### YOUR TASK
Print only the lines from the top of the data through the line with "const widths = [88, 72, 72, 73, 72, 73, 73, 72];", both included, skipping every picture.

### SOURCE DATA
================
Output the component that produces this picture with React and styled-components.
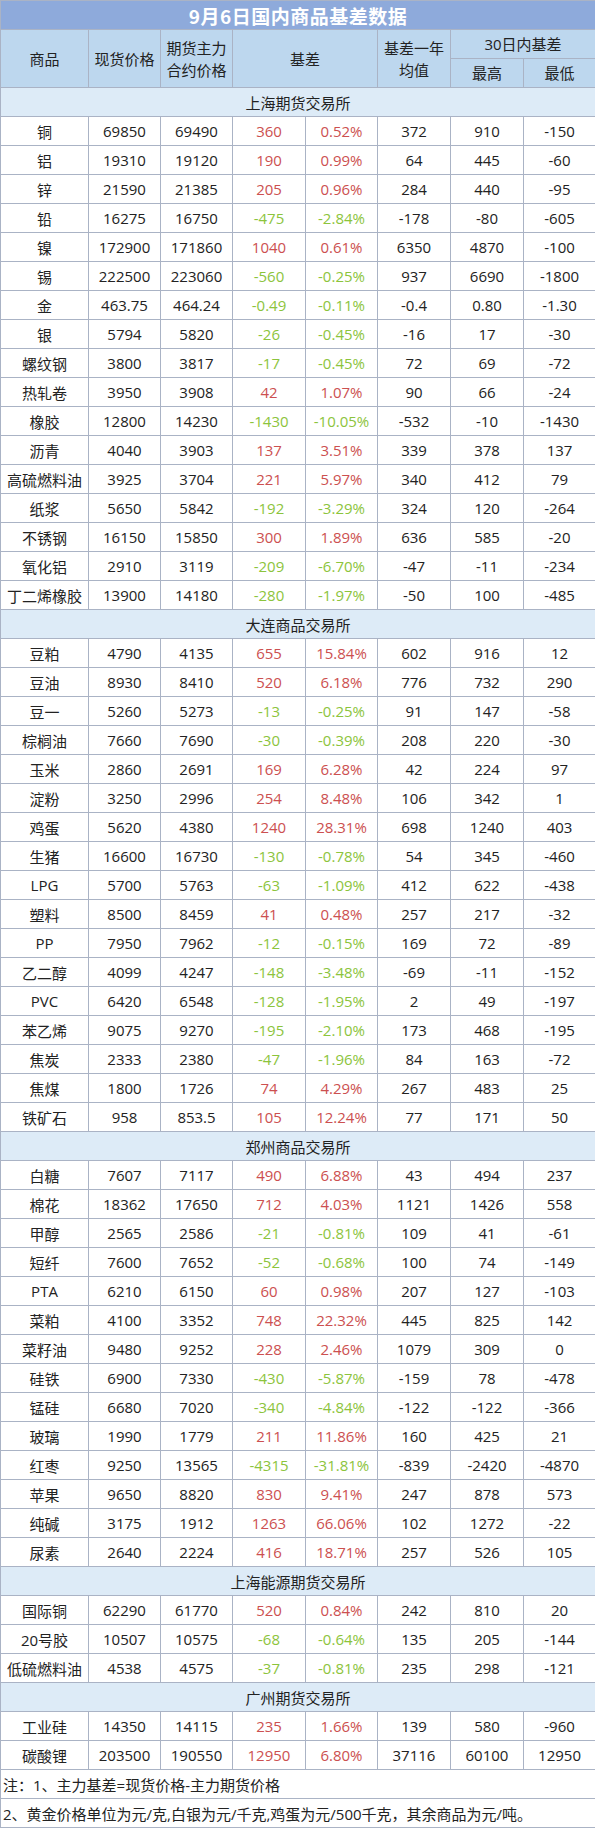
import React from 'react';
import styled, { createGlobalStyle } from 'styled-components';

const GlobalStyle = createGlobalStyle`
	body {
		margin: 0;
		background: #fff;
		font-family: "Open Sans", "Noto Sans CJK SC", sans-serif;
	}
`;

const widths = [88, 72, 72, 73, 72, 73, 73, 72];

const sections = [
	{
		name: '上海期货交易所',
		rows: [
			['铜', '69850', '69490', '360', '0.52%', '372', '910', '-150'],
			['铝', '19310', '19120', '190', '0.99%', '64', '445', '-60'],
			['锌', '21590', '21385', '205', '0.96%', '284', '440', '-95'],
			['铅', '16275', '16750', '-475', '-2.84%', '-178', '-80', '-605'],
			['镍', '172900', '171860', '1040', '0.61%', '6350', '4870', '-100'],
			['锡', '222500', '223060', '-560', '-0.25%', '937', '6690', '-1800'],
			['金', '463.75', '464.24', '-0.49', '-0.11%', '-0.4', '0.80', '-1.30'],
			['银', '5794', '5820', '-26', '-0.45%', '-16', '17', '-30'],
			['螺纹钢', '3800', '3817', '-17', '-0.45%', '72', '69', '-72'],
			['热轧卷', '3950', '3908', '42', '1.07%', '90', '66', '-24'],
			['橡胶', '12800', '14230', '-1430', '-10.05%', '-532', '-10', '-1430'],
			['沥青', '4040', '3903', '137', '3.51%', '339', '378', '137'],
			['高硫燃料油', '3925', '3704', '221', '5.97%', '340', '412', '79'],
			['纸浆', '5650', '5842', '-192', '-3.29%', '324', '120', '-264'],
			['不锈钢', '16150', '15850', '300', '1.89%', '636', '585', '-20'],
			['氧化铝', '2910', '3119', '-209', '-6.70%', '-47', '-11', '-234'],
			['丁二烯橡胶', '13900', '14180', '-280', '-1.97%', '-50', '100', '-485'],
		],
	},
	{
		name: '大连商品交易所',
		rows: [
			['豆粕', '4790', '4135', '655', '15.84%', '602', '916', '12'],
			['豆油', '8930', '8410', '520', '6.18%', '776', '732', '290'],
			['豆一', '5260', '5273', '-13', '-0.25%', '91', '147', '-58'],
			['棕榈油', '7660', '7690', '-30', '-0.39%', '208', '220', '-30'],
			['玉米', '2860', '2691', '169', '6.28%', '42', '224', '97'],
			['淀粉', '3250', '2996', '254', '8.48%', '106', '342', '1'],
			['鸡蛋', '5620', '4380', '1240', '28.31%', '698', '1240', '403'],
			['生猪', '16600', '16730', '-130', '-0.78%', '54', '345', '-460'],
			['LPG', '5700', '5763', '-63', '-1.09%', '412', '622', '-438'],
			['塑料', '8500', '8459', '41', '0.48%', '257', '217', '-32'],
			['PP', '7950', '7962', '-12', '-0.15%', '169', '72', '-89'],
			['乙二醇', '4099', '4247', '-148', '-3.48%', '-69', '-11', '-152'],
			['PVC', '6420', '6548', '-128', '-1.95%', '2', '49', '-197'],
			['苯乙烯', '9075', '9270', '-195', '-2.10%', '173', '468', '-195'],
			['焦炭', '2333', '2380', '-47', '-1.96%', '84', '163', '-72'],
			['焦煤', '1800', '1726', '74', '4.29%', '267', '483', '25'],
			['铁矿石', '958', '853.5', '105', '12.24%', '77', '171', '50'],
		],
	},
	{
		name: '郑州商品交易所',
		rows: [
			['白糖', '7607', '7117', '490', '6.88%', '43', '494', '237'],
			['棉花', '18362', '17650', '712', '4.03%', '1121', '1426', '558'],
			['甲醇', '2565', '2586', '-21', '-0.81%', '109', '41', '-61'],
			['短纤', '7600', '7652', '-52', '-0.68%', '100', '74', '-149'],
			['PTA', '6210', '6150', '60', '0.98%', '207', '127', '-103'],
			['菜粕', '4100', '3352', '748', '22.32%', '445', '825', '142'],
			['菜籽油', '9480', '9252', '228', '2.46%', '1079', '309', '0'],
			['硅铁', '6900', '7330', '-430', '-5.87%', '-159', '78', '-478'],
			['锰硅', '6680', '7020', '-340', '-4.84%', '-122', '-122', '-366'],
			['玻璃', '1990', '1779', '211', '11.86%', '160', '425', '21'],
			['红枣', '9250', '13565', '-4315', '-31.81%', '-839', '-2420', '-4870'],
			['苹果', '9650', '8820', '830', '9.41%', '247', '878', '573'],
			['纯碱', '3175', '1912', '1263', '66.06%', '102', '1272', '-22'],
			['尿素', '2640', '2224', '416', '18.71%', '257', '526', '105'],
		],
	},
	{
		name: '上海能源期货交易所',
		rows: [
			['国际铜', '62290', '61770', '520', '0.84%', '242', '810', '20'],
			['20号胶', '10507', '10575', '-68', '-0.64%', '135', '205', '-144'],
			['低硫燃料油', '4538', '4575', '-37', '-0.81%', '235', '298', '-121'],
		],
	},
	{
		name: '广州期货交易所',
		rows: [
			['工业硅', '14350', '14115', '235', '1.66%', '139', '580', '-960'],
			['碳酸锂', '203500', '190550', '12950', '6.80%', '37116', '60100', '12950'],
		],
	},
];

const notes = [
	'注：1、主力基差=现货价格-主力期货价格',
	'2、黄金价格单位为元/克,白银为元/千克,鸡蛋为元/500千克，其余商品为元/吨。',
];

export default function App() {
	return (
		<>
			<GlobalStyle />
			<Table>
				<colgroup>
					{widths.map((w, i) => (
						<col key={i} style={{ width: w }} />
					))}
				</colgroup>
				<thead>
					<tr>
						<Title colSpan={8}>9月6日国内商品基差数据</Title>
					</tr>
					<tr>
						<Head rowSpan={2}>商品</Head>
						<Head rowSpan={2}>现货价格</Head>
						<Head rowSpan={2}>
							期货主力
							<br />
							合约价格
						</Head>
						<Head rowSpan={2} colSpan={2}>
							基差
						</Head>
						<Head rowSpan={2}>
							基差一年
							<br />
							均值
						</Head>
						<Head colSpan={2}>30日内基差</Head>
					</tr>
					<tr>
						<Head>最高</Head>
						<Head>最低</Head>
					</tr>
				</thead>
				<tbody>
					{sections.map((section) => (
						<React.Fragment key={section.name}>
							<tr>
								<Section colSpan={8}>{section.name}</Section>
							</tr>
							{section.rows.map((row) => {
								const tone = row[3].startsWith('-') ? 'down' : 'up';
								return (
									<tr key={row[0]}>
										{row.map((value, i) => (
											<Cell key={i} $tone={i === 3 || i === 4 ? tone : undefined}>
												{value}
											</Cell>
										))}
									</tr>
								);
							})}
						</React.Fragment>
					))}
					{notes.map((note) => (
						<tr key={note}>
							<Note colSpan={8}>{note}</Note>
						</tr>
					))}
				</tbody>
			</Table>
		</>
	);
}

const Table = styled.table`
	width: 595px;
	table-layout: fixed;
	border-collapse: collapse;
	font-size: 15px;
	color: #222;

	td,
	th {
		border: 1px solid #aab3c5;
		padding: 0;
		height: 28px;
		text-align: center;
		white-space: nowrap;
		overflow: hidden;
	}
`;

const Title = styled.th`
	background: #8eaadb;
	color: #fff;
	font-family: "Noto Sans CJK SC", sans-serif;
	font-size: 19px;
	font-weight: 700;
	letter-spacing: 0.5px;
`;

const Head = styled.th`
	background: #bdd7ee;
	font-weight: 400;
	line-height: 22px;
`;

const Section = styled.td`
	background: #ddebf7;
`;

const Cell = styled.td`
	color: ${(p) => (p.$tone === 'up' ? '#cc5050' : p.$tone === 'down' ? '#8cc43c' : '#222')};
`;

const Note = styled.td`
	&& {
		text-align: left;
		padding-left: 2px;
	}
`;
================
### THE RESPONSE
Output the component that produces this picture with React and styled-components.
import React from 'react';
import styled, { createGlobalStyle } from 'styled-components';

const GlobalStyle = createGlobalStyle`
	body {
		margin: 0;
		background: #fff;
		font-family: "Open Sans", "Noto Sans CJK SC", sans-serif;
	}
`;

const widths = [88, 72, 72, 73, 72, 73, 73, 72];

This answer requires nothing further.